AIM OF THE TASK: Copy every line of the data in which the word "page" occurs.
START DATA BLOCK
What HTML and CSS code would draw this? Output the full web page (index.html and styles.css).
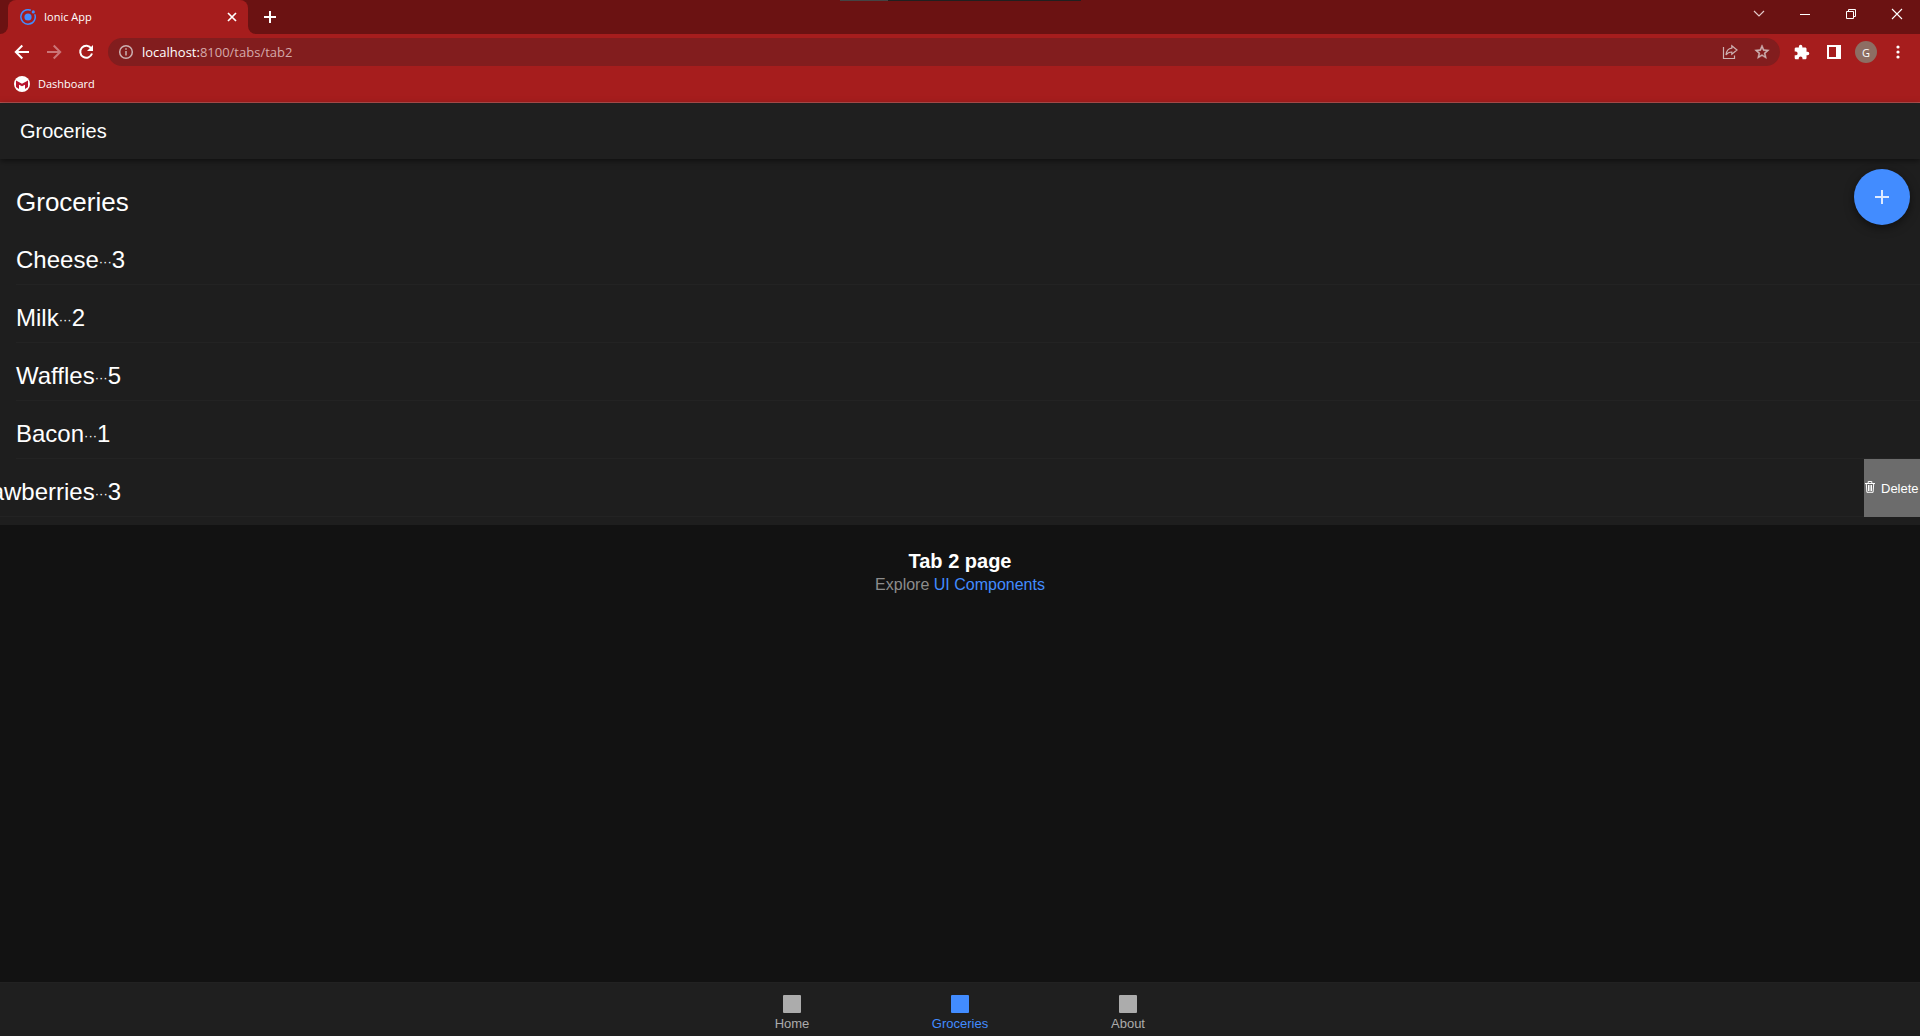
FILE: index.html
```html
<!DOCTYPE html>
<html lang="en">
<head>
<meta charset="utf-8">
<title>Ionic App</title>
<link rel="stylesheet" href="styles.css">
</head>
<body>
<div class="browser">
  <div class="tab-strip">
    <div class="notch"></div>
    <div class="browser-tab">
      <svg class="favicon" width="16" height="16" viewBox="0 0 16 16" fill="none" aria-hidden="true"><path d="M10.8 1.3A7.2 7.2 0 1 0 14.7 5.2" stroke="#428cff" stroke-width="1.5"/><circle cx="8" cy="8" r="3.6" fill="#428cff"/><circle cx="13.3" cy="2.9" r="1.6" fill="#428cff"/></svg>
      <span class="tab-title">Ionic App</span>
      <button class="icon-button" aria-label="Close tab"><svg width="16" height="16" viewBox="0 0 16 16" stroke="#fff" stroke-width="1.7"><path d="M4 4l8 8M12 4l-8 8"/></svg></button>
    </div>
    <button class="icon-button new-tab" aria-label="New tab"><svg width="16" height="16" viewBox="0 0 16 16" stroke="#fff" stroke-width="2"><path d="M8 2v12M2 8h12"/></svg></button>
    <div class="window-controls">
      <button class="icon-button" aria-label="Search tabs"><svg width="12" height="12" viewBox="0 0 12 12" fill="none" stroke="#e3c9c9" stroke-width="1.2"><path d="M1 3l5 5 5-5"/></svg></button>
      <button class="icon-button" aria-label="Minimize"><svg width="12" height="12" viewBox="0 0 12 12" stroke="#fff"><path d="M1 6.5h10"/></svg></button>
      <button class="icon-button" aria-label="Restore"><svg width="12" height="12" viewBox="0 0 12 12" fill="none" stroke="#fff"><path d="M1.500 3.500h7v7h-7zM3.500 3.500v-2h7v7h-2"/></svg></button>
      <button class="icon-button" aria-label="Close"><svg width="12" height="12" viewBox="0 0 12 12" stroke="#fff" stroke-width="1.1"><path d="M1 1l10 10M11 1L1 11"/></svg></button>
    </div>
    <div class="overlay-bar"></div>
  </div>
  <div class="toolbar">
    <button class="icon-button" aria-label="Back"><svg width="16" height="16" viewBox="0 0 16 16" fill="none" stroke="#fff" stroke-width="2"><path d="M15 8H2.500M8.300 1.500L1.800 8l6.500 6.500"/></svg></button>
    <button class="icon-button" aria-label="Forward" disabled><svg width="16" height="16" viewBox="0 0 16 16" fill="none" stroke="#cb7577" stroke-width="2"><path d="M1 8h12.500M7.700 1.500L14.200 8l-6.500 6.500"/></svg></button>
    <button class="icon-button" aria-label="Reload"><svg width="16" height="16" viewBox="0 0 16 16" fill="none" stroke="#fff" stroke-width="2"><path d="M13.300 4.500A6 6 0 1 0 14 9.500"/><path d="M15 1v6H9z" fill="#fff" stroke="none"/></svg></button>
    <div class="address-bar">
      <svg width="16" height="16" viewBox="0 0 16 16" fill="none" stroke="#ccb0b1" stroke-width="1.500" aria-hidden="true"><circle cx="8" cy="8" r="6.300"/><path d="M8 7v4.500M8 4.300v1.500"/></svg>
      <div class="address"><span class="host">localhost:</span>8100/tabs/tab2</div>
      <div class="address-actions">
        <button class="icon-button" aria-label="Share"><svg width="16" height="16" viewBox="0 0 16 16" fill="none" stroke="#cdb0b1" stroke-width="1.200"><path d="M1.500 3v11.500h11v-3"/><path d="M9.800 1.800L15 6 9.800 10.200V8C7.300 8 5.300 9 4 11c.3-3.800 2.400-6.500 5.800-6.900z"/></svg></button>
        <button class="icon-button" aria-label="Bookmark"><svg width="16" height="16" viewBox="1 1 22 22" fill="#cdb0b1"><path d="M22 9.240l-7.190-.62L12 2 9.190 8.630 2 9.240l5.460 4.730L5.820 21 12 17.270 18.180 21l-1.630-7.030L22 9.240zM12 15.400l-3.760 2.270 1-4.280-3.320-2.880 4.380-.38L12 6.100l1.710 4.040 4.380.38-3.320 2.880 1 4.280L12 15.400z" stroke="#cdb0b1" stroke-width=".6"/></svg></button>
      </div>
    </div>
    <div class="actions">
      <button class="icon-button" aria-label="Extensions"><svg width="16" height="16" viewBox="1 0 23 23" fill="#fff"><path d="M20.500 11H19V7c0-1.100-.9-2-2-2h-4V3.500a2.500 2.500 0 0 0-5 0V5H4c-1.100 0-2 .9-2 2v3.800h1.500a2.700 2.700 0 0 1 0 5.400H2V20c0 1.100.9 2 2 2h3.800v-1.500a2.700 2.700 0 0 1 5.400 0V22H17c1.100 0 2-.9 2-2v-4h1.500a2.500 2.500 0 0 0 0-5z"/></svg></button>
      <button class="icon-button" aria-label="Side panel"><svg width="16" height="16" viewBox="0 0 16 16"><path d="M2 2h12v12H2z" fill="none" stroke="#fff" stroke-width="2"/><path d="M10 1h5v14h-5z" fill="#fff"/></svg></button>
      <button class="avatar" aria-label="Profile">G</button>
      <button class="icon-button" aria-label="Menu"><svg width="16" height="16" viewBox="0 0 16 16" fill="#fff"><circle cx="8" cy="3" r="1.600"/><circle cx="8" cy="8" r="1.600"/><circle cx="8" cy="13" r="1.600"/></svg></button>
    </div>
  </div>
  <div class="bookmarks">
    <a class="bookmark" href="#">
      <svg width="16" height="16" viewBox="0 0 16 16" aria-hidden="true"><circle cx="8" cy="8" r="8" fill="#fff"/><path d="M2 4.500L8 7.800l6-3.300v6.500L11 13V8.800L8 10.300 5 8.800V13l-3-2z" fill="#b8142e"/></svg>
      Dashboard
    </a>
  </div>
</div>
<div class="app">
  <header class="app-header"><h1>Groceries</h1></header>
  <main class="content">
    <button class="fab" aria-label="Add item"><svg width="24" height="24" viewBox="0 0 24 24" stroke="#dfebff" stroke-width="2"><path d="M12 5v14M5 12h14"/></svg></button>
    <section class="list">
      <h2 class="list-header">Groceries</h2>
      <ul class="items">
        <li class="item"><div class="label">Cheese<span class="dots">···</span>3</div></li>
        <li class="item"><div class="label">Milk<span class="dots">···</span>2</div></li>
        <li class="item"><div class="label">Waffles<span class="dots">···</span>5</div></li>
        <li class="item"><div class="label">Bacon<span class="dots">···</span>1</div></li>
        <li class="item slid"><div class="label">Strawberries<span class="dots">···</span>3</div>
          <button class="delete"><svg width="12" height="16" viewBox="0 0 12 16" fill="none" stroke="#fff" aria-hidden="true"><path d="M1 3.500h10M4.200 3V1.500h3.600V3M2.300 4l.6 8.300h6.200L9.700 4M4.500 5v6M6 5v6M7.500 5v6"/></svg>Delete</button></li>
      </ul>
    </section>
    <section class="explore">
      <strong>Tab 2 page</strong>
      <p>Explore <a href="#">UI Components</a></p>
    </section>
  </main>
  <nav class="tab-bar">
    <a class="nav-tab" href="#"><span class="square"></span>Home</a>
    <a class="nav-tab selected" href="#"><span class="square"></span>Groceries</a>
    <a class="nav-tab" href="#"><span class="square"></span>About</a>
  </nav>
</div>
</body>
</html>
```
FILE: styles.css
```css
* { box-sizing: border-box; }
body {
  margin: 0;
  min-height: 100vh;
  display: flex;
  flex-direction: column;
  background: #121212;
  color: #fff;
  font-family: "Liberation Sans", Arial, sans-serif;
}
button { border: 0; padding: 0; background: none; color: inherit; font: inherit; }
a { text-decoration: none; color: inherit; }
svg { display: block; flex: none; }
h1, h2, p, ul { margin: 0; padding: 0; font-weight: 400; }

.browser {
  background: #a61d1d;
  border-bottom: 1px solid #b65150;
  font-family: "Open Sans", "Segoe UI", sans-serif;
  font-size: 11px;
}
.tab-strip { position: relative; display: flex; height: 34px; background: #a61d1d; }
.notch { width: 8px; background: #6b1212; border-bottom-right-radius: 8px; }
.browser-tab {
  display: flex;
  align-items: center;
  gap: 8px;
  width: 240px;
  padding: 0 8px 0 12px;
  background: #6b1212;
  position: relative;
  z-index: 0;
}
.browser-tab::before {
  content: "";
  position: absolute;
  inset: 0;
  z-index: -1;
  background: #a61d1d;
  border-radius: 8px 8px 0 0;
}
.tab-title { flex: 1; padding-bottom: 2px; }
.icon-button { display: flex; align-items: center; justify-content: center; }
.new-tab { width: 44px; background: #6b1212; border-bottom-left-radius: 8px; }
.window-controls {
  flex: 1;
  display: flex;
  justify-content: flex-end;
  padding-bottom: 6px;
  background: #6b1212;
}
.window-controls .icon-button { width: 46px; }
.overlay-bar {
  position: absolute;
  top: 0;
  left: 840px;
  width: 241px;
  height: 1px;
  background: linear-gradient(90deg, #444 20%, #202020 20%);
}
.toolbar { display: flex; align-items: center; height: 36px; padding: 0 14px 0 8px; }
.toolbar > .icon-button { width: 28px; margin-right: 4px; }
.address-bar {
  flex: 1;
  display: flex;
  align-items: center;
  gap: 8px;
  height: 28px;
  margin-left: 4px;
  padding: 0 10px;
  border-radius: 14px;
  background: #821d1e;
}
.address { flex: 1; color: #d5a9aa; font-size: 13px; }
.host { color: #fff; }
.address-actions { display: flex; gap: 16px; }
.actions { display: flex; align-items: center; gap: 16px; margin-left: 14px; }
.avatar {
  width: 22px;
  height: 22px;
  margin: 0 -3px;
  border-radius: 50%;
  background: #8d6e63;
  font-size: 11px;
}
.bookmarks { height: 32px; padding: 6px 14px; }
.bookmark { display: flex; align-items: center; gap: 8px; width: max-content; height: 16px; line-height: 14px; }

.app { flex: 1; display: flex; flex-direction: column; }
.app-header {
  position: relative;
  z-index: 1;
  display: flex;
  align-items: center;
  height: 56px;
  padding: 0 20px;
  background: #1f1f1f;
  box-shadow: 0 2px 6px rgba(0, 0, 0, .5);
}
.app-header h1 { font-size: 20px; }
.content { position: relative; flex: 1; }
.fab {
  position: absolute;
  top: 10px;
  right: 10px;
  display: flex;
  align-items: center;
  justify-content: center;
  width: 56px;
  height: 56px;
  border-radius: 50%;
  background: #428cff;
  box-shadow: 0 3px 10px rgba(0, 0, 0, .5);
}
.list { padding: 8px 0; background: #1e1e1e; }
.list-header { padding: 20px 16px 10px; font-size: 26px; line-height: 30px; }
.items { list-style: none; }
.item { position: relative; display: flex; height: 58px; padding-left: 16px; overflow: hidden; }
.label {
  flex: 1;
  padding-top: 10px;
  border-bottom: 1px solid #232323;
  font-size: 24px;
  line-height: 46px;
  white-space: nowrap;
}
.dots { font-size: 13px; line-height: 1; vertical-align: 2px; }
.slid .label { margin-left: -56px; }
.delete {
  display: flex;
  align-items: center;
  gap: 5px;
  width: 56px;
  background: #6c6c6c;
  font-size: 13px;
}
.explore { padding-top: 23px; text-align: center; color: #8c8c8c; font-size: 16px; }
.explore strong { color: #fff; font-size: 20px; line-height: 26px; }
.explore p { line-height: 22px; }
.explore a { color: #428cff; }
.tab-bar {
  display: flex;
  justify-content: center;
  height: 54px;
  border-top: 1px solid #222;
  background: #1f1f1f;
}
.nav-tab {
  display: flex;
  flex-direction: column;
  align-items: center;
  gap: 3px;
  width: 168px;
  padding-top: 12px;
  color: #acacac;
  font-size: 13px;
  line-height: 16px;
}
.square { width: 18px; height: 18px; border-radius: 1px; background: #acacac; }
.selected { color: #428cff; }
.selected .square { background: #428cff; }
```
END DATA BLOCK
RESULT OF THE EXERCISE:
What HTML and CSS code would draw this? Output the full web page (index.html and styles.css).
      <strong>Tab 2 page</strong>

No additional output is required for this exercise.